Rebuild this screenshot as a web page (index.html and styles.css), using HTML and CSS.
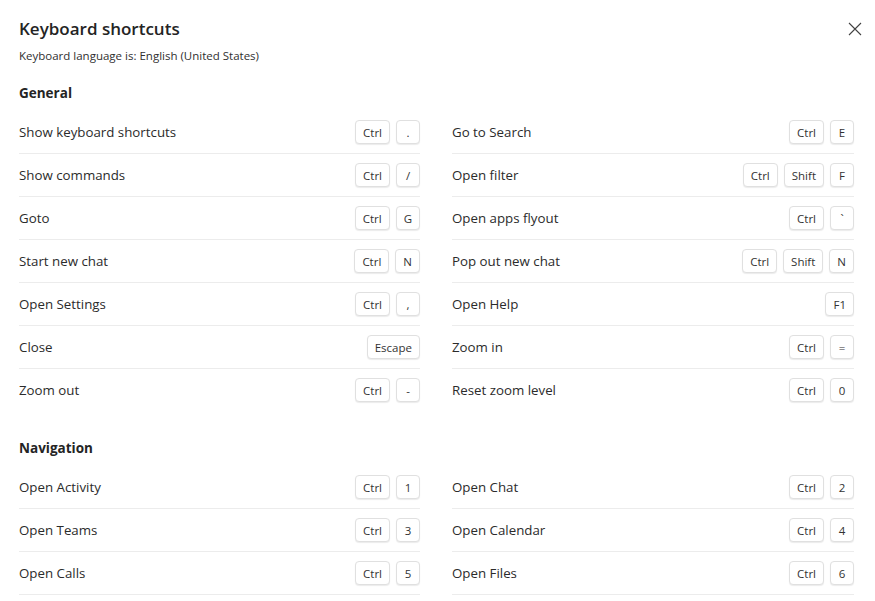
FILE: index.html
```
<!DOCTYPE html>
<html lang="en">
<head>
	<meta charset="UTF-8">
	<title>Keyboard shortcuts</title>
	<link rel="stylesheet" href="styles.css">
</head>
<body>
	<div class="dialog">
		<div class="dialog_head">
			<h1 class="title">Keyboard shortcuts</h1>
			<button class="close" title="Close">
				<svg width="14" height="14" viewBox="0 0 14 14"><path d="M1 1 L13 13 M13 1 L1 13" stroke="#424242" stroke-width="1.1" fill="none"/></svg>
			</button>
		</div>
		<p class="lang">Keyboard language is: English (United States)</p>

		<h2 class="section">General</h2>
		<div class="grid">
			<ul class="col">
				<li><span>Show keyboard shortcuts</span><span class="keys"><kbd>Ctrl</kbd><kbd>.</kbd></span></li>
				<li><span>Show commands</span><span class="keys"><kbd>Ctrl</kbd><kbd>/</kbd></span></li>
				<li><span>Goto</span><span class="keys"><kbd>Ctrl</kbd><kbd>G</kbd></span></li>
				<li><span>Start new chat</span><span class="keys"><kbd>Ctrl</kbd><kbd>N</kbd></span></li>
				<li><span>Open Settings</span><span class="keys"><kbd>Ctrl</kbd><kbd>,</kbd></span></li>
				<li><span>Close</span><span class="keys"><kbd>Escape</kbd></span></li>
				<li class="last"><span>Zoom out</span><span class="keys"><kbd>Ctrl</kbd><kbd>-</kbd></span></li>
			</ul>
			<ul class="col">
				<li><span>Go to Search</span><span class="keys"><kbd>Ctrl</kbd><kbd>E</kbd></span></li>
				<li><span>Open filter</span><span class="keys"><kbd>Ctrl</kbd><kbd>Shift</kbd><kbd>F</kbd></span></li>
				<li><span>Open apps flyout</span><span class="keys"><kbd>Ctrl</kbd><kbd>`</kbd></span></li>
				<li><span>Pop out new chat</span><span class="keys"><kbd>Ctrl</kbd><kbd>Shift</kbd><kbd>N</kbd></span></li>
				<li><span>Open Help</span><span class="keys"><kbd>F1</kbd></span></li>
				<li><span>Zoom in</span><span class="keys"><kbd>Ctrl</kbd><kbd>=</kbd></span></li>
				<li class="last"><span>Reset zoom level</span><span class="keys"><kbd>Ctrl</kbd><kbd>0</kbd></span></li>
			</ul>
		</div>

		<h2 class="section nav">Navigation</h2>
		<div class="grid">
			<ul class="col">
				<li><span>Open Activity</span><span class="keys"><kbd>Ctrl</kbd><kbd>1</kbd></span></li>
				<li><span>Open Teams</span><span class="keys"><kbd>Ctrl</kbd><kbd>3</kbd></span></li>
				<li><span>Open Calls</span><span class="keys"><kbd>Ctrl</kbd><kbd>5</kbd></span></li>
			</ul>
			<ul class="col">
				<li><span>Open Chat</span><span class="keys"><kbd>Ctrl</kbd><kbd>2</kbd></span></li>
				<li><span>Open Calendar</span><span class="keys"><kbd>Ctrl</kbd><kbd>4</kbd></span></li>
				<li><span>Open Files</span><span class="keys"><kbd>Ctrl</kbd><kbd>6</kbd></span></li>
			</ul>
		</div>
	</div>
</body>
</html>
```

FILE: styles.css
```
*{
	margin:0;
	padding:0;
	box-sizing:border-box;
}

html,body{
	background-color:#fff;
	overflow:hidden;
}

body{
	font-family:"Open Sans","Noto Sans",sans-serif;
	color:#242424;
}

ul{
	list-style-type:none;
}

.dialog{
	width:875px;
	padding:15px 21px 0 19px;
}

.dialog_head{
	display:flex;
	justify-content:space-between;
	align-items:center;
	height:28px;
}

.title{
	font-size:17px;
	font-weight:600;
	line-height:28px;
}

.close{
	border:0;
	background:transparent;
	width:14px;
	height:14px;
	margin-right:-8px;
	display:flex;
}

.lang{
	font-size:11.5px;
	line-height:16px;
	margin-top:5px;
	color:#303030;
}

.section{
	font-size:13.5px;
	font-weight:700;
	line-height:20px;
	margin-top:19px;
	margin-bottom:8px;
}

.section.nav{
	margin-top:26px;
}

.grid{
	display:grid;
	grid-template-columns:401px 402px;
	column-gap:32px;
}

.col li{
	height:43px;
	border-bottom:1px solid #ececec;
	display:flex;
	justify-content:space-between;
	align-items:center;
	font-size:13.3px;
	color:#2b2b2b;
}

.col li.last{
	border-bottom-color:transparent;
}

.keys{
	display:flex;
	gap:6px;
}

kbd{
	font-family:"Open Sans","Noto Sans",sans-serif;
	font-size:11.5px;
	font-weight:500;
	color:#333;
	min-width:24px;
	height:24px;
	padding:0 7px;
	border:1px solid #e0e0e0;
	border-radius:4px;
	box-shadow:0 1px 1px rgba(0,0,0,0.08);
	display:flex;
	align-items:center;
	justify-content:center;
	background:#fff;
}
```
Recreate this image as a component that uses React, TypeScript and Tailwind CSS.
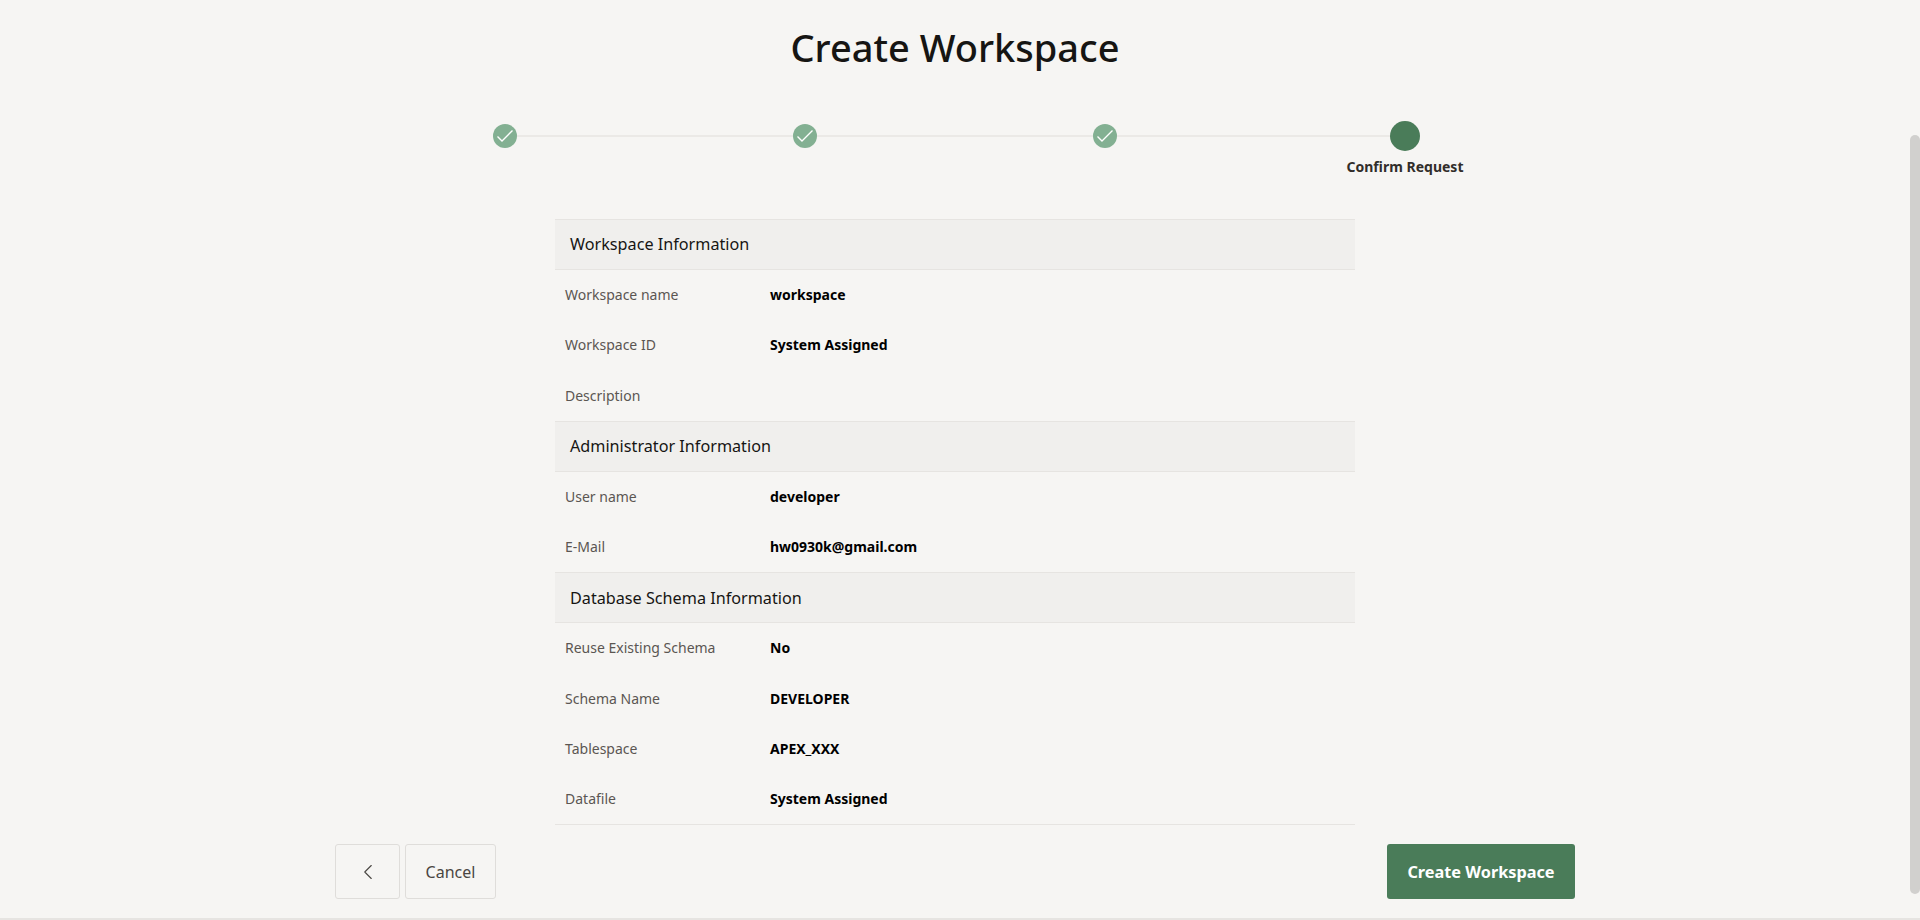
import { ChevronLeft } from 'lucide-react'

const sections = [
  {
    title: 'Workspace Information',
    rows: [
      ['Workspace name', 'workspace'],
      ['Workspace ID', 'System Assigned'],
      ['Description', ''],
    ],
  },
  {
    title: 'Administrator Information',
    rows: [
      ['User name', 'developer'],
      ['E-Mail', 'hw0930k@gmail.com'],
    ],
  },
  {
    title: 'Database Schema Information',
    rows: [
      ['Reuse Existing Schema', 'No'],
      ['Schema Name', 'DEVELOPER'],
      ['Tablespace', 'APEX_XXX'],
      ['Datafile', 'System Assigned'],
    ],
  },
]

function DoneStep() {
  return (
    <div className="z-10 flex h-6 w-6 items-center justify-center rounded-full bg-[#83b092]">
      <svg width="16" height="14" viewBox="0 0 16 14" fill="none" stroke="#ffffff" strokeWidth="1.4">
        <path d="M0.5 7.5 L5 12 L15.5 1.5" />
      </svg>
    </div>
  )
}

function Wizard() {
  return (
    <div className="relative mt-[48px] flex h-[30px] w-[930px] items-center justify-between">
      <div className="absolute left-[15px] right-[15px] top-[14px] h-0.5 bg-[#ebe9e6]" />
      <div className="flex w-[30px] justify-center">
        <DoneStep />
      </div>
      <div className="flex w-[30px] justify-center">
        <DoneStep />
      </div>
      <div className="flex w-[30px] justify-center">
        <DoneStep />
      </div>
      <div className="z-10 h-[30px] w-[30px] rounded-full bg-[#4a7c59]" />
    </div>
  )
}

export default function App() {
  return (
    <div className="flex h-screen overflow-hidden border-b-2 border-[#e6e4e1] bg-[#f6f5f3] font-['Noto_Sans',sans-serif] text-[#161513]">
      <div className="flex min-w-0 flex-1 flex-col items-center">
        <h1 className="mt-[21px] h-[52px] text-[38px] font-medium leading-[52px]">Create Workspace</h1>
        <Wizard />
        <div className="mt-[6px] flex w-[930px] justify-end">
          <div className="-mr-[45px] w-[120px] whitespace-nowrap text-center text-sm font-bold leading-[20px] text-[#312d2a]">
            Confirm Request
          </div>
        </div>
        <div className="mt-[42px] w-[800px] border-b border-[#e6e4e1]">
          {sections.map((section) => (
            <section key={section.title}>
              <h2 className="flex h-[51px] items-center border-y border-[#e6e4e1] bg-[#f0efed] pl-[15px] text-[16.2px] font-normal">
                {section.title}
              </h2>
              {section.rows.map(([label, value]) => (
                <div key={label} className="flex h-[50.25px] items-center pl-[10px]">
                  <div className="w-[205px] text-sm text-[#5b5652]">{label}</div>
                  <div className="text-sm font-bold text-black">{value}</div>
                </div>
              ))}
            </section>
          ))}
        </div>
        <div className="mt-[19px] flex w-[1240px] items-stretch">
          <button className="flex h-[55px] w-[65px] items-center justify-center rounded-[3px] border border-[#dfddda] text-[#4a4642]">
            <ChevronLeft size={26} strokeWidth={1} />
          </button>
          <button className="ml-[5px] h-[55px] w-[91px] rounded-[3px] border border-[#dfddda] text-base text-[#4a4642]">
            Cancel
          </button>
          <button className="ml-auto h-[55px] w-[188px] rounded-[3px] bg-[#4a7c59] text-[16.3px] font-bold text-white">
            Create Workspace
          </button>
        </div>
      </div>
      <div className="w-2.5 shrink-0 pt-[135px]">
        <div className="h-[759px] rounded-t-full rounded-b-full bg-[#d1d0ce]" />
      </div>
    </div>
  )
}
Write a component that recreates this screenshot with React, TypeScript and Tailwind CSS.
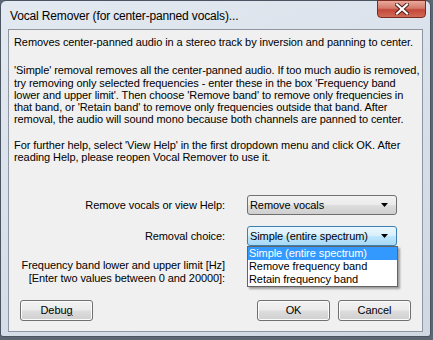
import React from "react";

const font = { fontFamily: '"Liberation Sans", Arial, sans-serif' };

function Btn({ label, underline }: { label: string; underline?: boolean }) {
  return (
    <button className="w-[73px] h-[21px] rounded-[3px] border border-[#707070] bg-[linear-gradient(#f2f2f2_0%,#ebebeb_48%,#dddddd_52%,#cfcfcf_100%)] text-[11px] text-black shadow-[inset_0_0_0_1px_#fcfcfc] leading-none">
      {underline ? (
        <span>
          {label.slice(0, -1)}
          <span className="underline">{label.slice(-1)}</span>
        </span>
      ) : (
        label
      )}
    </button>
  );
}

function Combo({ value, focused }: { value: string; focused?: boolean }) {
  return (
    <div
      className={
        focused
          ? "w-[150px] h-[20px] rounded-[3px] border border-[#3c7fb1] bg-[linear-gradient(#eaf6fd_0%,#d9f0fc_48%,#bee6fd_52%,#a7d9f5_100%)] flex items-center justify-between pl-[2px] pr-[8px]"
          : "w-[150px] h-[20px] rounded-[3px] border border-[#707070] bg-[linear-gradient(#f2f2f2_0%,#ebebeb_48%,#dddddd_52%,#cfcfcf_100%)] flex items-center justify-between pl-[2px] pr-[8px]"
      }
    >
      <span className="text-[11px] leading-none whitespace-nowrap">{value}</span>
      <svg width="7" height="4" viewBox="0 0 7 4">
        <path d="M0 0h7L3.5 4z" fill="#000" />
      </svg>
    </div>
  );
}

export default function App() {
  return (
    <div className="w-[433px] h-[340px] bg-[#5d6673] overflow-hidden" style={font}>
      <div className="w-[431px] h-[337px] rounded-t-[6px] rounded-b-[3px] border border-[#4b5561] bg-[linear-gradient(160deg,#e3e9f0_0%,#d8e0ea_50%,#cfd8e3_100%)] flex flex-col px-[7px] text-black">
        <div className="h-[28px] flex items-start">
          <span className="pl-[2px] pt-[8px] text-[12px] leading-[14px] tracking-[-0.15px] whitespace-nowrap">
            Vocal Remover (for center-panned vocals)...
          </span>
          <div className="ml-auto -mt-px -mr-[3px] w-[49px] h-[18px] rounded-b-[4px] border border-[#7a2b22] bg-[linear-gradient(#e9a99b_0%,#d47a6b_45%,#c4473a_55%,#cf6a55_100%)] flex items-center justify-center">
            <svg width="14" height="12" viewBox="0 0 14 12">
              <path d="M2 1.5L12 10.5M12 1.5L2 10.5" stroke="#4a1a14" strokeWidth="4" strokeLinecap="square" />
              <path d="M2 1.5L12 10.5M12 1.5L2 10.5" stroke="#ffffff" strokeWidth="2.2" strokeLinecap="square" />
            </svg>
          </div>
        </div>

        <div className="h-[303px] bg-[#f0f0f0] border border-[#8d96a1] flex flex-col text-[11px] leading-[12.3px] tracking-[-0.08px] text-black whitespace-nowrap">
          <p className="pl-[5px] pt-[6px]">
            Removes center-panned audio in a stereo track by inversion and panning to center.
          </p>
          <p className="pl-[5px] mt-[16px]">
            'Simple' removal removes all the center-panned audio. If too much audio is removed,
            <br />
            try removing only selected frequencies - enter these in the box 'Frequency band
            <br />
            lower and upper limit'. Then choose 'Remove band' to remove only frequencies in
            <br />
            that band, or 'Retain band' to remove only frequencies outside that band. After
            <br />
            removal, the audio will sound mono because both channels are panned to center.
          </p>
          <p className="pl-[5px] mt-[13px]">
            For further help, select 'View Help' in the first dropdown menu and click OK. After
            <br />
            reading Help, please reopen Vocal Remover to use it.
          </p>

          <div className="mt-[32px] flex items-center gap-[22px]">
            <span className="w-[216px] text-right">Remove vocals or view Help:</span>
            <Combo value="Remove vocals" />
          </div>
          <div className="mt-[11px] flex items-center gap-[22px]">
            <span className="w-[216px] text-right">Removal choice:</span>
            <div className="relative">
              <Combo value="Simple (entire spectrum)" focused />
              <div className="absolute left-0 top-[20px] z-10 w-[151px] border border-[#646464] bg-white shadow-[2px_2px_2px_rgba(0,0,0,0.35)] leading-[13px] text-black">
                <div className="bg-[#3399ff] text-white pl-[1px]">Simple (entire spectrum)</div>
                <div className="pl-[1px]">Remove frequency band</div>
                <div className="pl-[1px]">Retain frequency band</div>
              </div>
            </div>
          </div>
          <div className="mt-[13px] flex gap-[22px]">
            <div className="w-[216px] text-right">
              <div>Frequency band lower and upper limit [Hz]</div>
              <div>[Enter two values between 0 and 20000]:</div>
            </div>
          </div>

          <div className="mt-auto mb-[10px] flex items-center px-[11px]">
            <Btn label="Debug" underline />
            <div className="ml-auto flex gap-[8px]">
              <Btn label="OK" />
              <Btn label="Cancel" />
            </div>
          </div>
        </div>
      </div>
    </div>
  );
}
□ □ □ □
● **PROMPT**: Copy out all lines where the word "screenshot" appears.

● **THE OUTPUT**:
Rebuild this screenshot as a web page (index.html and styles.css), using HTML and CSS.
Write a component that recreates this screenshot with React, TypeScript and Tailwind CSS.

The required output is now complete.